What if your camera could help you take the perfect photo?
So consider this, a world where your camera knows more about photography than you could ever hope to understand, a world where your camera can adjust dynamically to whatever the lighting conditions, and this same camera can fix almost any image quality problems before you knew they even existed. Is this is the camera of the future? Perhaps, but I think in ten years the world will see a camera that can even tell you if the photo you are about take is any good or not. Seriously. Why not? Rumors are already out there that Apple is aggressively researching this very process. Personally, I think the era of the “smart” camera is closer than we think!
…the transformation coming with computational photography is going to directly empower amateur and aspiring photographers…
The era of the computational camera has begun!
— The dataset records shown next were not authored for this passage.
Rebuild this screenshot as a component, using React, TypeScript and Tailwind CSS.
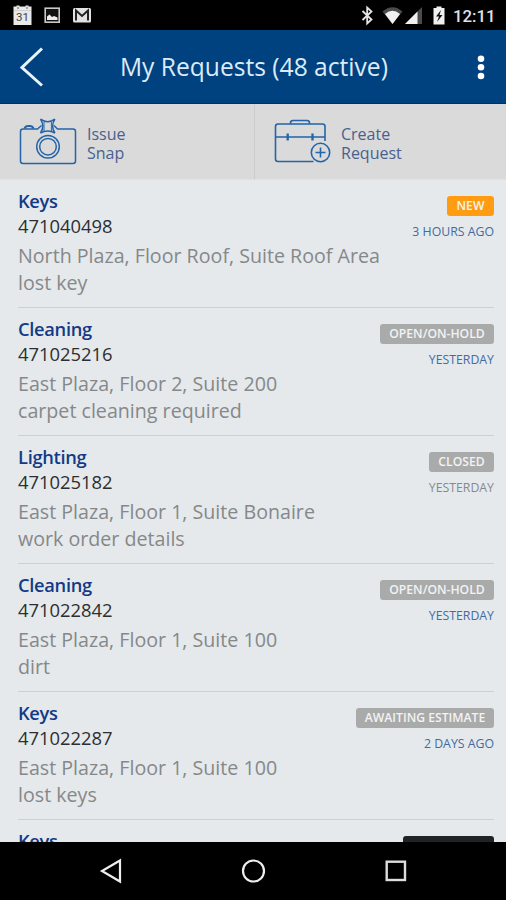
import clsx from 'clsx';

type Request = {
  id: string;
  type: string;
  location?: string;
  details?: string;
  status: string;
  statusStyle: string;
  age: string;
  closed?: boolean;
};

const requests: Request[] = [
  {
    id: '471040498',
    type: 'Keys',
    location: 'North Plaza, Floor Roof, Suite Roof Area',
    details: 'lost key',
    status: 'NEW',
    statusStyle: 'w-[47px] bg-[#ff9c12]',
    age: '3 HOURS AGO',
  },
  {
    id: '471025216',
    type: 'Cleaning',
    location: 'East Plaza, Floor 2, Suite 200',
    details: 'carpet cleaning required',
    status: 'OPEN/ON-HOLD',
    statusStyle: 'w-[114px] bg-[#a9aaaa]',
    age: 'YESTERDAY',
  },
  {
    id: '471025182',
    type: 'Lighting',
    location: 'East Plaza, Floor 1, Suite Bonaire',
    details: 'work order details',
    status: 'CLOSED',
    statusStyle: 'w-[65px] bg-[#a9aaaa]',
    age: 'YESTERDAY',
    closed: true,
  },
  {
    id: '471022842',
    type: 'Cleaning',
    location: 'East Plaza, Floor 1, Suite 100',
    details: 'dirt',
    status: 'OPEN/ON-HOLD',
    statusStyle: 'w-[114px] bg-[#a9aaaa]',
    age: 'YESTERDAY',
  },
  {
    id: '471022287',
    type: 'Keys',
    location: 'East Plaza, Floor 1, Suite 100',
    details: 'lost keys',
    status: 'AWAITING ESTIMATE',
    statusStyle: 'w-[138px] bg-[#a9aaaa]',
    age: '2 DAYS AGO',
  },
  {
    id: '',
    type: 'Keys',
    status: '',
    statusStyle: 'w-[91px] bg-[#202325]',
    age: '',
  },
];

const StatusBar = () => (
  <div className="flex h-[30px] shrink-0 items-center justify-between bg-black pr-[11px] pl-[13px]">
    <svg width="79" height="30" viewBox="0 0 79 30">
      <path d="M0.500 6.500h3v-1h3v1h6v-1h3v1h3V25H0.500z" fill="#e9e9e9" />
      <path d="M4 8h2M13 8h2" stroke="#888" strokeWidth="1.500" />
      <path d="M1 10.500h17" stroke="#cfcfcf" />
      <text
        x="9.500"
        y="21"
        textAnchor="middle"
        fill="#444"
        className="font-[Roboto,sans-serif] text-[11.500px]"
      >
        31
      </text>
      <rect x="32.200" y="8.200" width="14" height="14" fill="#111" stroke="#c9c9c9" strokeWidth="1.600" />
      <path d="M34 20v-3.500l2.500-2 2.500 2.500 2-1 3.500 1.500V20z" fill="#eee" />
      <rect x="60" y="8" width="18" height="14.500" rx="1.500" fill="#e2e2e2" />
      <path d="M63 20.500V10.500l6 5.500 6-5.500v10" fill="none" stroke="#222" strokeWidth="2" />
    </svg>
    <div className="flex items-center">
      <svg width="92" height="30" viewBox="361 0 92 30">
        <path
          d="M362.500 11l9 8.500-4.300 4V7.500l4.300 4-9 8.500"
          fill="none"
          stroke="#e4e4e4"
          strokeWidth="1.800"
        />
        <path d="M382.500 11.500Q392.500 3 402.500 11.500L392.500 24z" fill="#4b4b4b" />
        <path d="M385 14Q392.500 7.500 400 14L392.500 24z" fill="#f1f1f1" />
        <path d="M422 7v17h-17z" fill="#4b4b4b" />
        <path d="M417.500 11.500V24H405z" fill="#f1f1f1" />
        <path d="M436.500 6.500h5V8h3v16.500h-11V8h3z" fill="#f1f1f1" />
        <path d="M441 10l-5 6.500h3l-2 5.500 5.500-7h-3z" fill="#111" />
      </svg>
      <span className="w-[42px] pt-[2px] text-right font-[Roboto,sans-serif] text-[16.800px] leading-none font-medium whitespace-nowrap text-[#e2e2e2]">
        12:11
      </span>
    </div>
  </div>
);

const Header = () => (
  <header className="flex h-[74px] shrink-0 items-center border-b border-[#00306a] bg-[#00417f] px-5">
    <svg width="24" height="40" viewBox="0 0 24 40" fill="none">
      <path d="M22 1.500L2 20.500l20 18" stroke="#e8f3fb" strokeWidth="3" />
    </svg>
    <h1 className="flex-1 pt-px pl-[76px] text-[24.600px] leading-none whitespace-nowrap text-[#dcebf7]">
      My Requests (48 active)
    </h1>
    <svg width="10" height="40" viewBox="0 0 10 40" fill="#fff">
      <circle cx="5" cy="11.700" r="3.300" />
      <circle cx="5" cy="20.300" r="3.300" />
      <circle cx="5" cy="29" r="3.300" />
    </svg>
  </header>
);

const CameraIcon = () => (
  <svg width="58" height="50" viewBox="19 116 58 50" fill="none" stroke="#2464a8" strokeWidth="1.500">
    <path d="M54 125.500l3.500 3.500H73q2.500 0 2.500 2.500V161q0 2.500-2.500 2.500H23q-2.500 0-2.500-2.500v-29.500q0-2.500 2.500-2.500h14.500l4-3.500" />
    <path d="M24.500 128.500q1-2.500 3.500-2.500h2q2.500 0 3.500 2.500" strokeWidth="2" />
    <path d="M40.500 119.200q7.200 5.200 14.400 0q-4.600 7 0 13.800q-7.200-4-14.400 0q4.600-6.800 0-13.800z" />
    <path d="M44 122v9M51.400 122v9" strokeWidth="1" />
    <circle cx="48" cy="146.700" r="11.300" />
    <circle cx="48" cy="146.700" r="8.300" />
  </svg>
);

const BriefcaseIcon = () => (
  <svg width="58" height="50" viewBox="274 116 58 50" fill="none" stroke="#2464a8" strokeWidth="1.600">
    <path d="M313.500 161.500H278q-2.500 0-2.500-2.500v-32.500q0-2.500 2.500-2.500h44.500q2.500 0 2.500 2.500V141" />
    <path d="M290.500 124v-1q0-2.500 2.500-2.500h14q2.500 0 2.500 2.500v1M275.500 137H325" />
    <path d="M287.700 133.500v7M312.500 133.500v7" strokeWidth="2.300" />
    <circle cx="320.500" cy="152.500" r="9.200" />
    <path d="M320.500 147.500v10M315.500 152.500h10" />
  </svg>
);

const Actions = () => (
  <div className="grid h-[76px] shrink-0 grid-cols-[255px_1fr] border-b border-[#dfe1e2] bg-[#dadada] text-[16px] leading-[18.500px] text-[#48618f]">
    <button className="flex gap-[10px] border-r border-[#cbcbcb] pt-[12px] pl-[19px] text-left">
      <CameraIcon />
      <span className="pt-[9px]">
        Issue
        <br />
        Snap
      </span>
    </button>
    <button className="flex gap-[9px] pt-[12px] pl-[19px] text-left">
      <BriefcaseIcon />
      <span className="pt-[9px]">
        Create
        <br />
        Request
      </span>
    </button>
  </div>
);

const RequestRow = ({request}: {request: Request}) => (
  <li className="flex h-[128px] shrink-0 justify-between border-b border-[#cdd1d3] pt-[8px] whitespace-nowrap">
    <div className="w-0">
      <h2 className="text-[18.300px] leading-[25px] font-semibold tracking-[-0.300px] text-[#123a85]">
        {request.type}
      </h2>
      <p className="text-[18.400px] leading-[25px] text-[#2c2f31]">{request.id}</p>
      <div className="pt-[5px] text-[19.650px] leading-[26.500px] text-[#858889]">
        <p>{request.location}</p>
        <p>{request.details}</p>
      </div>
    </div>
    <div className="flex flex-col items-end pt-[8px]">
      <span
        className={clsx(
          'flex h-5 items-center justify-center rounded-[3px] pt-px text-[12.200px] leading-none font-semibold text-[#f3f3f3]',
          request.statusStyle
        )}
      >
        {request.status}
      </span>
      <span
        className={clsx(
          'pt-[7px] text-[12.300px] leading-[18px]',
          request.closed ? 'text-[#85898c]' : 'text-[#426b9f]'
        )}
      >
        {request.age}
      </span>
    </div>
  </li>
);

const NavigationBar = () => (
  <nav className="flex h-[58px] shrink-0 items-center justify-between bg-black pr-[97px] pl-[99px]">
    <svg width="26" height="26" viewBox="0 0 26 26" fill="none" stroke="#eee" strokeWidth="2.200">
      <path d="M21 2.500v21L3 13z" />
    </svg>
    <svg width="26" height="26" viewBox="0 0 26 26" fill="none" stroke="#eee" strokeWidth="2.200">
      <circle cx="12.500" cy="13" r="10.500" />
    </svg>
    <svg width="26" height="26" viewBox="0 0 26 26" fill="none" stroke="#ddd" strokeWidth="2.400">
      <rect x="3.700" y="3.700" width="18.300" height="18.300" />
    </svg>
  </nav>
);

const App = () => (
  <div className="flex h-[900px] w-[506px] flex-col overflow-hidden bg-[#e5e9ec] font-['Open_Sans',sans-serif]">
    <StatusBar />
    <Header />
    <Actions />
    <ul className="flex min-h-0 flex-1 flex-col overflow-hidden pr-[12px] pl-[18px]">
      {requests.map((request, index) => (
        <RequestRow key={index} request={request} />
      ))}
    </ul>
    <NavigationBar />
  </div>
);

export default App;
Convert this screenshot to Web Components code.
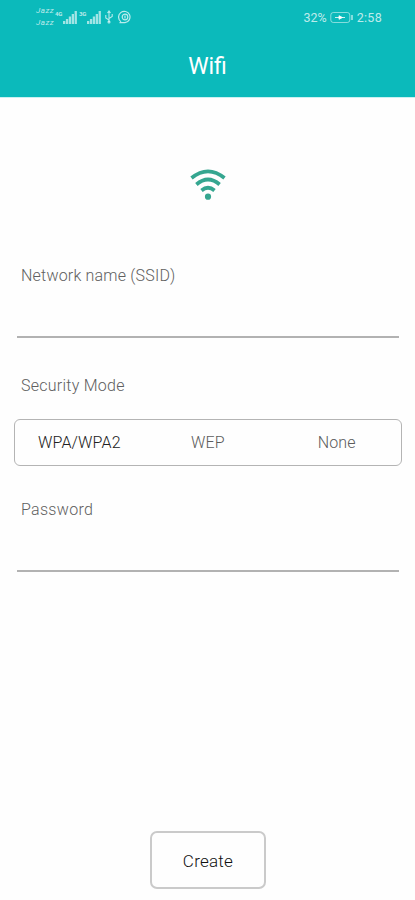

The transformation of the photography industry to digital was amazing for what it gave professional photographers. But I think the transformation coming with computational photography is going to directly empower amateur and aspiring photographers far more. The ability to concentrate on the artistic aspects of photography rather than the technical details will open doors for many while the inclusion of these technologies in cheaper camera systems will foster wide-spread adoption in the form of smartphones and other small camera systems. Professionals can look forward to insanely awesome post-processing tools in the near future while the allure of a major camera system with the features I have described is something that will likely come to fruition over the span of several years. Either way, we all can look forward to an amazing photographic future!